Other students have expressed frustration about what they see as Pennypacker residents' observance of the "incest taboo"--the tendency to view the man or woman next door as a friend or neighbor, but never as a potential sexual partner. There are exceptions, but in general the men and women "act a lot like brother and sister," a female resident notes. "But that's okay," she quickly adds, "because things are a lot more relaxed that way." The women join readily in games of vertical football and other traditionally all-male Pennypacker pursuits--a fact that surprises Reardon, who had expected the atmosphere to be "much more formal." But the formality and nervousness generated by conventional sex barriers are gone from Pennypacker; its residents seem to accept the incest taboo as part of living in a co-ed dorm.

If Pennypacker's students seem more satisfied with their surroundings this year, no one could be happier than their proctors. They now face, as one relieved proctor note, "fewer demands to serve as entertainers than last year"--which gives them more time to themselves. The decline in the number of tire-throwing binges, attempted swan dives off the third floor bannister, and other favorite pastimes of restless former residents is also a lot less trying for the proctors. Muller, whose country boy impulsiveness occasionally led him to join in the good times last year, still notes without regret that "the level of hell-raising is a lot lower during the peak-load times."

Ward also finds reason to smile. Though the greater number of first-floor parties has inevitably raised the noise level in her basement apartment, she is just as glad that she hears markedly fewer complaints than last year. Requests for transfers are also rarer, and all stem from uncontrollable factors such as roommate incompatibility. "It's a much happier place to be," she grins.
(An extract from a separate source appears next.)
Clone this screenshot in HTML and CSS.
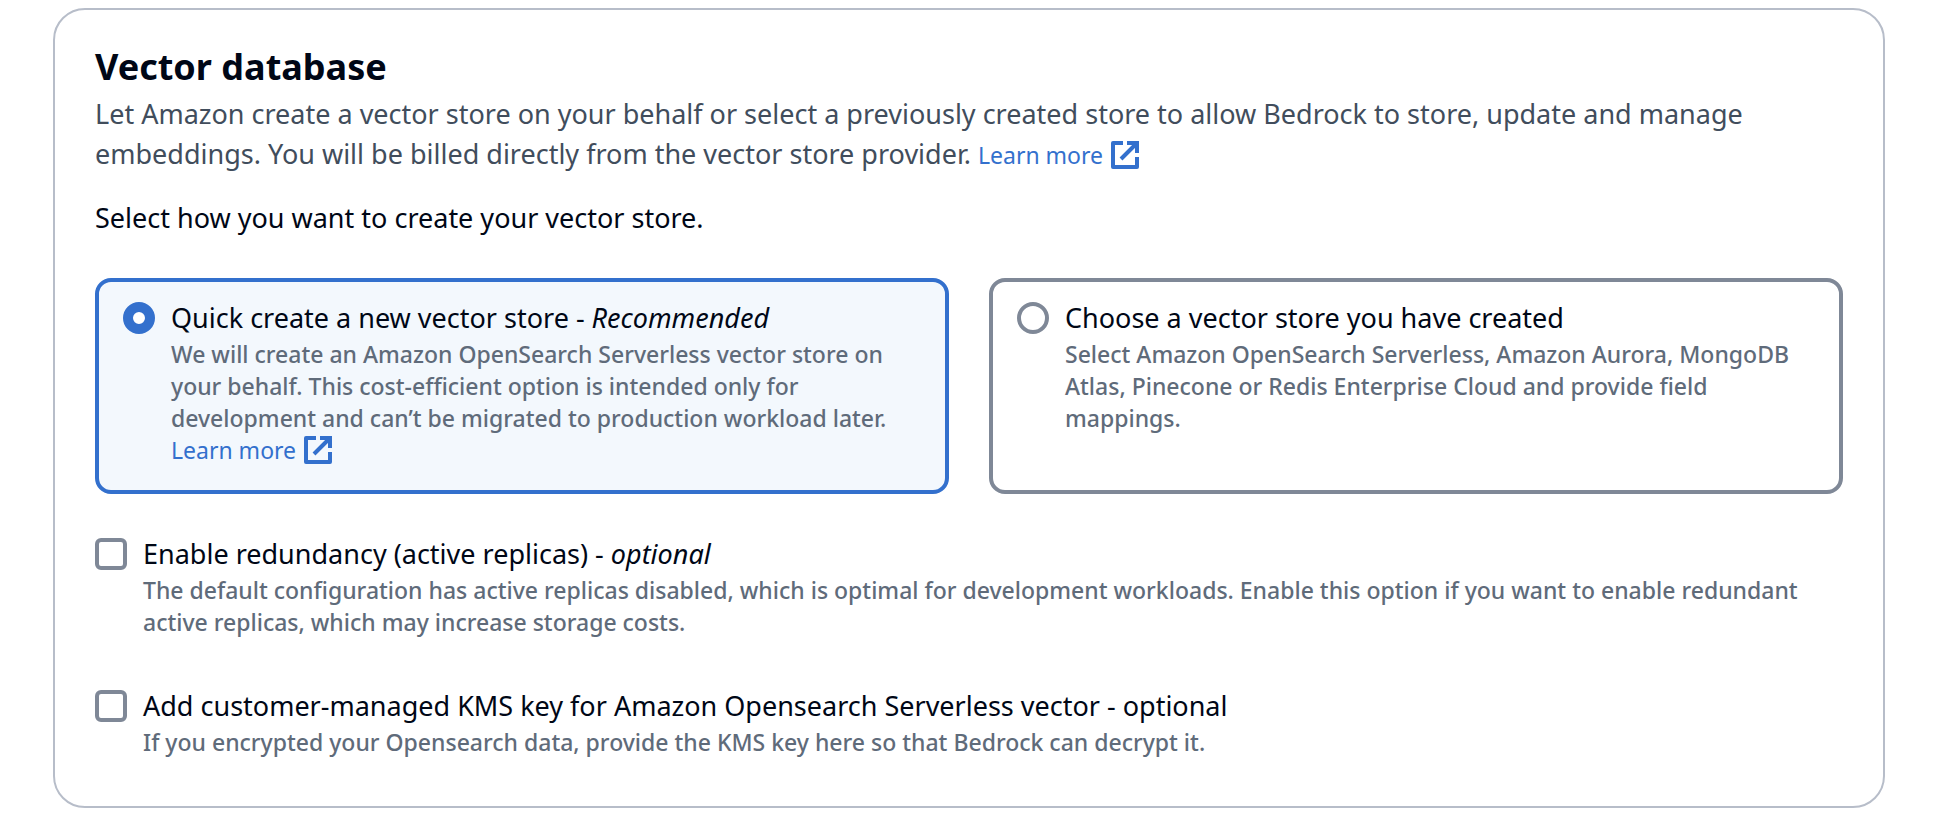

Former residents generally shake their heads philosophically when asked about the "new Pennypacker." Samuel A. Bern '79, who last year fled the dorm to the co-ed environment of South House, says his decision would probably have been different this year. "The facilities weren't so bad," he says, and if there had been women around to "make the place seem less like a locker room," he would have stayed at Pennypacker instead of transferring out.

Other former residents, intrigued by rumors that don't quite jibe with their own memories of the place, occasionally wander back for a first-hand look. And their conclusions are rarely negative. Matthew W. Copel '79 sums up their feelings best as he sighs ruefully, "I keep telling myself I should have taken a year off."